__What needs to be done__.
Copy every line that holds "components".

__Supplied information__.
──────────

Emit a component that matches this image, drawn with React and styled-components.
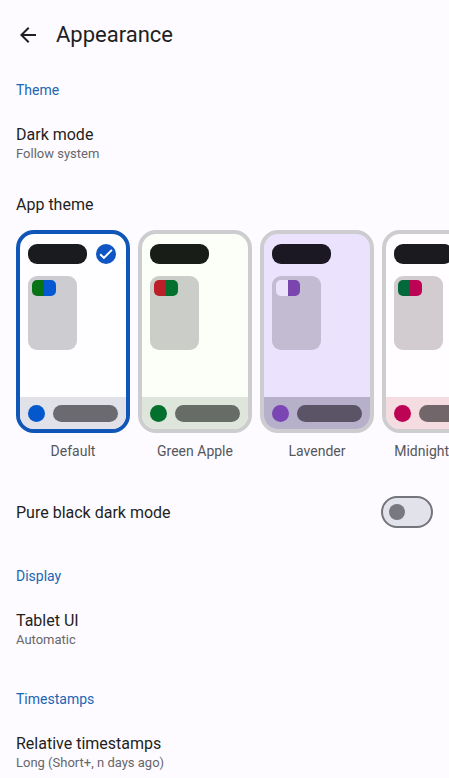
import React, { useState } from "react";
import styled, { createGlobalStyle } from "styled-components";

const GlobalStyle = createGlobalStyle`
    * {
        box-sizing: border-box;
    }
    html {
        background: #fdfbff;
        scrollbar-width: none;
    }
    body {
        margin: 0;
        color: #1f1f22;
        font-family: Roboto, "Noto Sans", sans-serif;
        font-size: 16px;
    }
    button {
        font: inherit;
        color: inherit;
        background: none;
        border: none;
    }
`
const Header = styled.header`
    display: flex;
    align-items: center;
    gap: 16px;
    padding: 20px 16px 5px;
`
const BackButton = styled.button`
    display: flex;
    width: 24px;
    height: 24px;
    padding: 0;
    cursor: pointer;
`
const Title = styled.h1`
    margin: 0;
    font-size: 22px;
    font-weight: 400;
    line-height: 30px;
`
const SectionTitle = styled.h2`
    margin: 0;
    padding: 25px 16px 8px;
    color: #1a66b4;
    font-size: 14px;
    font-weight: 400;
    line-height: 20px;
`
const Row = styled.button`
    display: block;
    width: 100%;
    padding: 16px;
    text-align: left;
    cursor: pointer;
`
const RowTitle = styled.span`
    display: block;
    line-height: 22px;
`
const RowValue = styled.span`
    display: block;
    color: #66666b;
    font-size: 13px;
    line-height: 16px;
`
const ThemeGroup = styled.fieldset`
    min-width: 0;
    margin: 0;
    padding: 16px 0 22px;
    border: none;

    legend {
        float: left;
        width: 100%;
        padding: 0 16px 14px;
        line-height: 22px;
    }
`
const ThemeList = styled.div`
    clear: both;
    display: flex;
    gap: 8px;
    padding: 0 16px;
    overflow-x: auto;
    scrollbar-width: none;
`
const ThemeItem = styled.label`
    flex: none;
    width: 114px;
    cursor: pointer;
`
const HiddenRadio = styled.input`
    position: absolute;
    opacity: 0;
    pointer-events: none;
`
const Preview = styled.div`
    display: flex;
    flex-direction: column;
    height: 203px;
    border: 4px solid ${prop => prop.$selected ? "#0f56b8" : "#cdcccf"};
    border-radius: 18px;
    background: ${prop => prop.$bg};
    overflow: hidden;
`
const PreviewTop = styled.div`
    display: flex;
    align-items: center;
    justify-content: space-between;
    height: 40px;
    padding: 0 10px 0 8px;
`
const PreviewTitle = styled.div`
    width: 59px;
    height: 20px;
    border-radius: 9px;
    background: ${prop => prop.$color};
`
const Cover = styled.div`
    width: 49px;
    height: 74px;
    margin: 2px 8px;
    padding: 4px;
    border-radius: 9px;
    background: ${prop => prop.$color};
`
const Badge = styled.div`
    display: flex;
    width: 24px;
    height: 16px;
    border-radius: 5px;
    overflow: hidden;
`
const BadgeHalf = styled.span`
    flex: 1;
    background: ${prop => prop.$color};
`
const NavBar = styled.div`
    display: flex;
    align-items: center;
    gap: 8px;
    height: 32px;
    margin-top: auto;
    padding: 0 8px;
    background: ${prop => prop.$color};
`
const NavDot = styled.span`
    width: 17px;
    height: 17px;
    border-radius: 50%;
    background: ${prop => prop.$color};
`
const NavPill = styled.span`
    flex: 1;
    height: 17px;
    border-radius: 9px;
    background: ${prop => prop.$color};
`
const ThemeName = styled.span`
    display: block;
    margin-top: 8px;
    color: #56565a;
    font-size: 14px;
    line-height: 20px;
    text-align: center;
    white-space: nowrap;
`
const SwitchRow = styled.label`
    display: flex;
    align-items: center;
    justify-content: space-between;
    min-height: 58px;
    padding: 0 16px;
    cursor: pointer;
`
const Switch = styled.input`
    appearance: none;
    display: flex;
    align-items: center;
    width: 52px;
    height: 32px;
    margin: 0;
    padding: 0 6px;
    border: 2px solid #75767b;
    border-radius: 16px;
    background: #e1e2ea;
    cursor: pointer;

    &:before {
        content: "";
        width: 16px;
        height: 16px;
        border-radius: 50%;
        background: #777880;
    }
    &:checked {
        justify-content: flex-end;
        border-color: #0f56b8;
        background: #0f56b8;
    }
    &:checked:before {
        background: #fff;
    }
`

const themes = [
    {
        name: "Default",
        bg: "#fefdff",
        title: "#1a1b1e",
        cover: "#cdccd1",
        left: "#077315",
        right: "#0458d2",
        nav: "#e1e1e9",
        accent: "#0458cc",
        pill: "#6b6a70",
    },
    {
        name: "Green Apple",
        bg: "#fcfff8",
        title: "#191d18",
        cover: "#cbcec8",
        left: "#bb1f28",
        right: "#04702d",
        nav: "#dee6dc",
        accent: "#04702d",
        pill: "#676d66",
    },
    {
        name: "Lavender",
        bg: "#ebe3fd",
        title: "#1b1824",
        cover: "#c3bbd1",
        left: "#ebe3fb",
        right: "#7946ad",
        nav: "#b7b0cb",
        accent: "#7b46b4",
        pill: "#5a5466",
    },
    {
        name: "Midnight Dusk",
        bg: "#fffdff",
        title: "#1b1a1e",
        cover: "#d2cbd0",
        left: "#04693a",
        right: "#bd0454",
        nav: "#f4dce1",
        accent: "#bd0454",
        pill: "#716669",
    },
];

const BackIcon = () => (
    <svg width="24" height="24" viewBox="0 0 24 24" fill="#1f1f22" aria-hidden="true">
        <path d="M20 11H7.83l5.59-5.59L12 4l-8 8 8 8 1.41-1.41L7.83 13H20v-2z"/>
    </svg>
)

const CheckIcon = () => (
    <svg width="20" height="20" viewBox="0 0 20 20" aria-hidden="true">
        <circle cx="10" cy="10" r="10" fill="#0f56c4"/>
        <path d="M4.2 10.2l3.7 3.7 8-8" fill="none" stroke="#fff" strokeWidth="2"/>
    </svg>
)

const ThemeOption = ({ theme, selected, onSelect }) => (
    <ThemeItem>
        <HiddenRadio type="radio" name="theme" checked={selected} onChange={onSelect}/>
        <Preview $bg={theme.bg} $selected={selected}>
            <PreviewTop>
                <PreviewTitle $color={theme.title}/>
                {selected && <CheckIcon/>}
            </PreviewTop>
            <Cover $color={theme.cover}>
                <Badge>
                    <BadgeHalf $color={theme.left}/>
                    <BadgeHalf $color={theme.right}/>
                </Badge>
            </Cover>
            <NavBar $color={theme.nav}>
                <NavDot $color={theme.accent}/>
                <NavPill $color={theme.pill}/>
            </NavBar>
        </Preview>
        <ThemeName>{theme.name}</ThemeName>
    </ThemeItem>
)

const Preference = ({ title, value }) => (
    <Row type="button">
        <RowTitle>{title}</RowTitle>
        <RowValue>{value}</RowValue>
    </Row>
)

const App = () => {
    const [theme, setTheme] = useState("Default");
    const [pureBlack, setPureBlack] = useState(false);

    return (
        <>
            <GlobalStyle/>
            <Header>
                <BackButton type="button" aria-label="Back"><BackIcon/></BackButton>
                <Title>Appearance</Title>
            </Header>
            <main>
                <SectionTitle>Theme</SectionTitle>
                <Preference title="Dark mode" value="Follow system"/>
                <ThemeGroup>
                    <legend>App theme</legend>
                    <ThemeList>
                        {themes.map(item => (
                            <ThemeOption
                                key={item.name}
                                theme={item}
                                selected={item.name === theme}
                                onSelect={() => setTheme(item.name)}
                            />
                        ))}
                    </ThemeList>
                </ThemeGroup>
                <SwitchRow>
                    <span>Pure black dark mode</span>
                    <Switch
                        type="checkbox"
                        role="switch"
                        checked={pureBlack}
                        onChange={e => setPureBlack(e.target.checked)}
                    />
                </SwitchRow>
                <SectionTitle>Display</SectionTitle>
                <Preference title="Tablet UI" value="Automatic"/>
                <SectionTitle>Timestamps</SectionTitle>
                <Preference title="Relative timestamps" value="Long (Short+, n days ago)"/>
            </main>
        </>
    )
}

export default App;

──────────

__Reply to the exercise__.
Emit a component that matches this image, drawn with React and styled-components.
import styled, { createGlobalStyle } from "styled-components";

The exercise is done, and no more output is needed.